Tally each line where the word "React" occurs, then give only the total.

--*--

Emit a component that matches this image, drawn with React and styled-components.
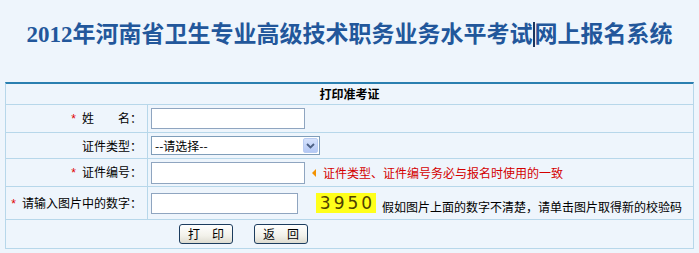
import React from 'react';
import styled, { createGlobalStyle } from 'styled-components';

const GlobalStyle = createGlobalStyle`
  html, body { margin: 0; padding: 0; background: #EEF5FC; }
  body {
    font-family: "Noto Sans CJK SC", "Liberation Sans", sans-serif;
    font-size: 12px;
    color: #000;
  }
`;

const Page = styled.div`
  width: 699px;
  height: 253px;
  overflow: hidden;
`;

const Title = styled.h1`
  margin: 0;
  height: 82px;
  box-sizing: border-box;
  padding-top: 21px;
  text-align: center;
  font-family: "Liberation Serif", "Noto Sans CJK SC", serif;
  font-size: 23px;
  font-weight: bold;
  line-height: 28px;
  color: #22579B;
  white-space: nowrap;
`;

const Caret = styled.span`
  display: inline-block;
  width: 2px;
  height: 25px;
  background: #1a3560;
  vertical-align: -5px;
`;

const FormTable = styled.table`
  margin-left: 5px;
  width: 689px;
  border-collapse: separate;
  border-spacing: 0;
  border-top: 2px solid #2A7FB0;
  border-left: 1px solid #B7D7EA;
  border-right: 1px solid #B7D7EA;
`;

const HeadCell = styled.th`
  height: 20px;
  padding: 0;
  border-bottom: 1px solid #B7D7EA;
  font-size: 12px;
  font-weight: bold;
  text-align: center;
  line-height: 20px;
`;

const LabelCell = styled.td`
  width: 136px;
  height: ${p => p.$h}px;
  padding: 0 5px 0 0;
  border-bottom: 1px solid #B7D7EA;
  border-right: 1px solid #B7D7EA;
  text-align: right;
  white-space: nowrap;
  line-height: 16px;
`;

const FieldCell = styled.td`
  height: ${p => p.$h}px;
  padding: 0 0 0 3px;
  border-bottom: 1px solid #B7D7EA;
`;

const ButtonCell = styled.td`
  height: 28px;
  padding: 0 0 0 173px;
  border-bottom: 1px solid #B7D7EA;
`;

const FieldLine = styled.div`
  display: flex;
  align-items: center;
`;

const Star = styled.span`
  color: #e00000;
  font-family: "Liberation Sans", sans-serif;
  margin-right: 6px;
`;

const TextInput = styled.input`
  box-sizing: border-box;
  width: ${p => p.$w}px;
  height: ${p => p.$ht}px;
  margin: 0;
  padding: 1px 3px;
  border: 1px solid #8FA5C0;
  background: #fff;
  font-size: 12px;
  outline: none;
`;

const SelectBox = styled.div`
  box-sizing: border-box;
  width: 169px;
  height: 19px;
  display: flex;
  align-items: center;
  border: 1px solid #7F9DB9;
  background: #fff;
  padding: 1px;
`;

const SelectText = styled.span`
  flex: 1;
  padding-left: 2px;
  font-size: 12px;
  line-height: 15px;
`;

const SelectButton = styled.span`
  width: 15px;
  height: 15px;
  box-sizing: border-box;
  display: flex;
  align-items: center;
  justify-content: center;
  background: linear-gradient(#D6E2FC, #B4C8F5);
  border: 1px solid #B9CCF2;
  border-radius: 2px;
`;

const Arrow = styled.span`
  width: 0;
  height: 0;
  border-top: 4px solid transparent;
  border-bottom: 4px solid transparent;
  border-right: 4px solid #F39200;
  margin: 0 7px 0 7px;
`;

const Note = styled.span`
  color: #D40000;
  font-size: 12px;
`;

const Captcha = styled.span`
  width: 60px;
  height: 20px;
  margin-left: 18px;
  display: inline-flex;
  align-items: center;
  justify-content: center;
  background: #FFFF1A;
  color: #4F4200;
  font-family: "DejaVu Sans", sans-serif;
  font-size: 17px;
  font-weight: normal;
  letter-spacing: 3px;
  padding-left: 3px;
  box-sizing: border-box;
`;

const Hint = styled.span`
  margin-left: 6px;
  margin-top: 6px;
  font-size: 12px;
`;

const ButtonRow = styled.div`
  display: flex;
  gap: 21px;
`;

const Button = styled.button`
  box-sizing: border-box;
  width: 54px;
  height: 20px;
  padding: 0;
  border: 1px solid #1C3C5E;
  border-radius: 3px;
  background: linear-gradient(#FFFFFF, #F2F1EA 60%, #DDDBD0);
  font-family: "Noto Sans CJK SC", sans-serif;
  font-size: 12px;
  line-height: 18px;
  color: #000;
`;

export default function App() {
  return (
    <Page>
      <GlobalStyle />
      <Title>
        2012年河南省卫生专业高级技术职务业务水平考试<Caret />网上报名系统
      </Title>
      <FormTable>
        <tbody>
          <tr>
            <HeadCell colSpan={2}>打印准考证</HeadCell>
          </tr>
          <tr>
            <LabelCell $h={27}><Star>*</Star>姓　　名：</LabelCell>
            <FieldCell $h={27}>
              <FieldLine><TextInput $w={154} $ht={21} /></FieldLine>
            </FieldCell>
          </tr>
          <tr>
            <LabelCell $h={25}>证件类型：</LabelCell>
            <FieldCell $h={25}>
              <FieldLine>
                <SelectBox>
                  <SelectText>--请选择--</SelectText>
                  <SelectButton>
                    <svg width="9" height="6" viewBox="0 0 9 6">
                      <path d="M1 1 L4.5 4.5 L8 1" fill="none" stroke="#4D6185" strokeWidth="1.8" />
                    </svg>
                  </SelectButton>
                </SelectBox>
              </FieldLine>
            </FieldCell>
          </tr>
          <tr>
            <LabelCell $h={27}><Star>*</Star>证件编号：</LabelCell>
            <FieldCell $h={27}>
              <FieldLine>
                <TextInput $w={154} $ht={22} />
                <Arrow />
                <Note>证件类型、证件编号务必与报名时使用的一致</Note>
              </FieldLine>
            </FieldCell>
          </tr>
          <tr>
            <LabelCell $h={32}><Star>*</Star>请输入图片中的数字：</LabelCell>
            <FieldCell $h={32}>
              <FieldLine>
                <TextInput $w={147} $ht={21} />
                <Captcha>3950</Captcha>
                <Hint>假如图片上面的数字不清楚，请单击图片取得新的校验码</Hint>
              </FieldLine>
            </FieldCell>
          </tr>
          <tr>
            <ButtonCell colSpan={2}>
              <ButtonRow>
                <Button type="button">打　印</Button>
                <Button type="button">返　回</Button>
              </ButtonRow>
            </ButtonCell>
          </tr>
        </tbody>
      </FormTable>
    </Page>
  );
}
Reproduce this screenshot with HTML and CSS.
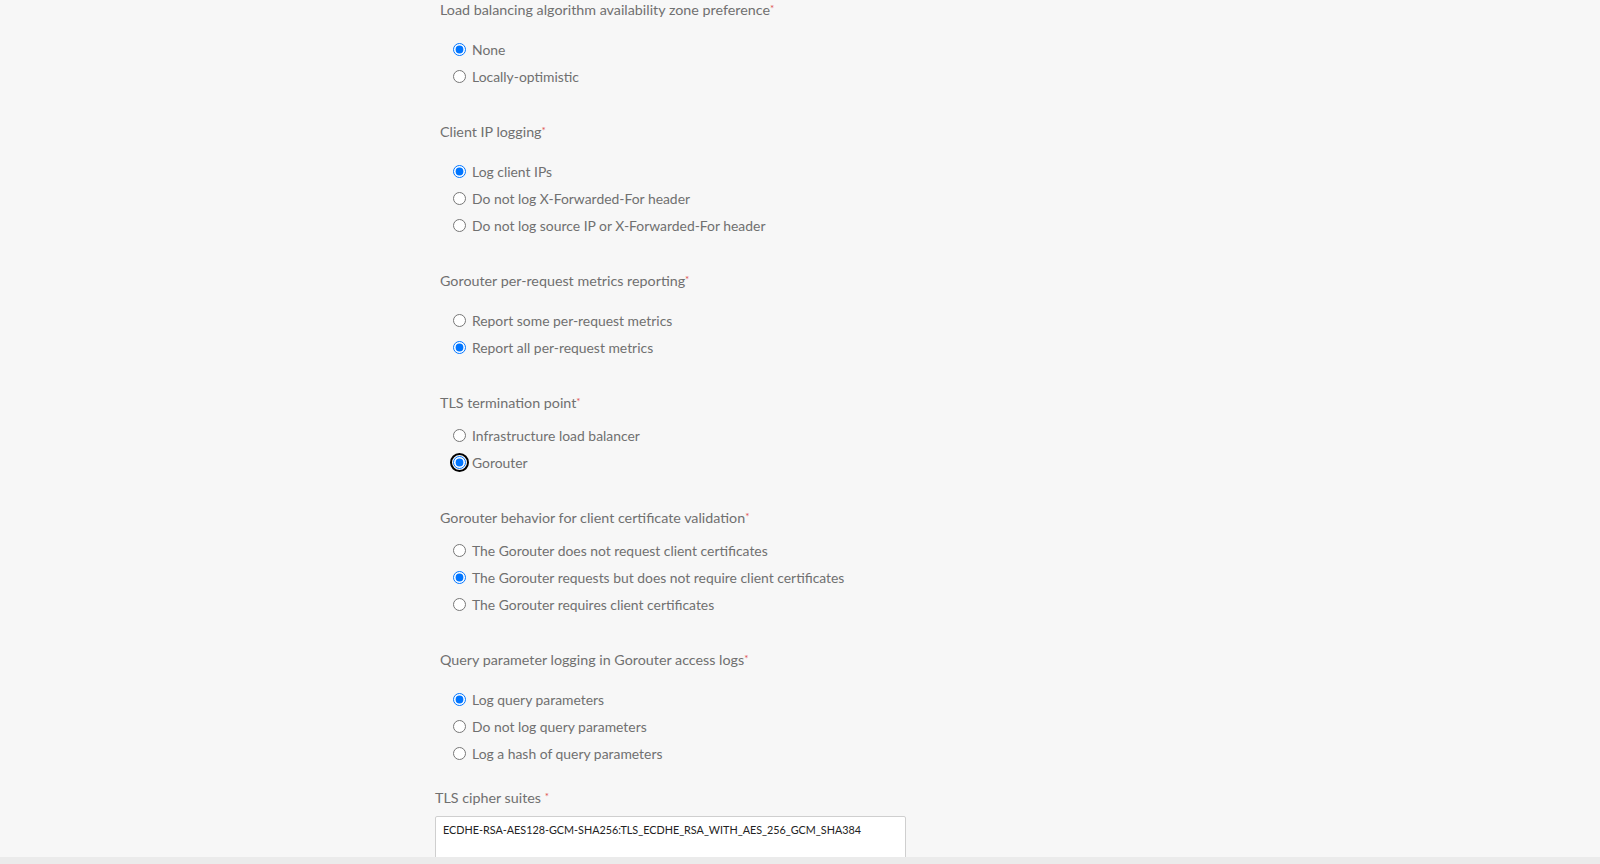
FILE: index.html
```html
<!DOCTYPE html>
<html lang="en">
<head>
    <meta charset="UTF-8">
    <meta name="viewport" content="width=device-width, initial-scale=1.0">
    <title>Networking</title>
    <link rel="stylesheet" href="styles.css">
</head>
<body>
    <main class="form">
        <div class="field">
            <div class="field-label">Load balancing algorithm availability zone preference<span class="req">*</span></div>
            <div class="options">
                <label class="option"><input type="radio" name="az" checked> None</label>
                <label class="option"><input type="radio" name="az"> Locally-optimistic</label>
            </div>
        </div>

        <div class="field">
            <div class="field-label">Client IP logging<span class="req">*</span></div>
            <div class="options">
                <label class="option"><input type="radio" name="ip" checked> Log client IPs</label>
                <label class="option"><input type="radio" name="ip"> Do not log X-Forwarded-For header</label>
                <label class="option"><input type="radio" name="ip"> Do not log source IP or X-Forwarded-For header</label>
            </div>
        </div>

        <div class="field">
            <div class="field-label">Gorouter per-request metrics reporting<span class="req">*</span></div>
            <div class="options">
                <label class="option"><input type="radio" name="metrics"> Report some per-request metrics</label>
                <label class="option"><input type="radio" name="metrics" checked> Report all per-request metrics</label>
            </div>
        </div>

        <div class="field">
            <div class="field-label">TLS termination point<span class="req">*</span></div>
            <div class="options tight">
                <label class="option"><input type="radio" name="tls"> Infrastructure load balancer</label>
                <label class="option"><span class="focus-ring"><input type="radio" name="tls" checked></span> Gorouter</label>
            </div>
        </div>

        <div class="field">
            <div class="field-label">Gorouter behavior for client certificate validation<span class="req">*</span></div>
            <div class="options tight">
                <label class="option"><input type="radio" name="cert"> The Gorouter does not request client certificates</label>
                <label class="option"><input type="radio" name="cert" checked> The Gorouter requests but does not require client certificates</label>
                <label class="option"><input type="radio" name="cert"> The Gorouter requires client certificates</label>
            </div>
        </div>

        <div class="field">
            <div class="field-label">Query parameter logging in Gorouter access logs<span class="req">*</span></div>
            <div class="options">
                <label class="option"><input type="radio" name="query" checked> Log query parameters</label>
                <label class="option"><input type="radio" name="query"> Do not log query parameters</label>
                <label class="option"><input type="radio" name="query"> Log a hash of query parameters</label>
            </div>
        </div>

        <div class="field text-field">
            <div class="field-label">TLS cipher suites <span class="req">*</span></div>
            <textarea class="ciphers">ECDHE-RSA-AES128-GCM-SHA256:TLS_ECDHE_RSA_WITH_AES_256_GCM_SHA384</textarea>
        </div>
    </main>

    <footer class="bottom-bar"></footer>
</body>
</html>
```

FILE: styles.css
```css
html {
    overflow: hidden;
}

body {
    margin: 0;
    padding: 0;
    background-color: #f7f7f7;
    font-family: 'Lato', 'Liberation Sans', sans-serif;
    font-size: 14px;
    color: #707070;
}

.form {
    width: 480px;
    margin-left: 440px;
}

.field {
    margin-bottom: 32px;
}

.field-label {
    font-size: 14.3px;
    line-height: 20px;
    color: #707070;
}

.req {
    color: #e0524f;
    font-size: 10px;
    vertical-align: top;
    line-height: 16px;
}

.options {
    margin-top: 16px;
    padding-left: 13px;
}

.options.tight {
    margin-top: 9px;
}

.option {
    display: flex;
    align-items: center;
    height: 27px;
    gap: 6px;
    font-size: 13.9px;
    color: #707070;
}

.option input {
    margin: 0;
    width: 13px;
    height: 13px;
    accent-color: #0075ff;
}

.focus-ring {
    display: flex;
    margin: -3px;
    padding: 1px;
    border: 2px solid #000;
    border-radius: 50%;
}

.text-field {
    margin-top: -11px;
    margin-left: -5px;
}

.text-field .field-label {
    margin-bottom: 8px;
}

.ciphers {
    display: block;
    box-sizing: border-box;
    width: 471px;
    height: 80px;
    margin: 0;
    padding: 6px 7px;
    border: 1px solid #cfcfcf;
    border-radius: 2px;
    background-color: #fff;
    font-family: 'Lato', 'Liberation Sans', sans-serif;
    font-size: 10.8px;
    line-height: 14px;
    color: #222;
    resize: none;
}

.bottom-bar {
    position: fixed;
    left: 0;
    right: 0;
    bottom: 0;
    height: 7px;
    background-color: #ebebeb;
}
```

--*--

● **Answer to the task**: 2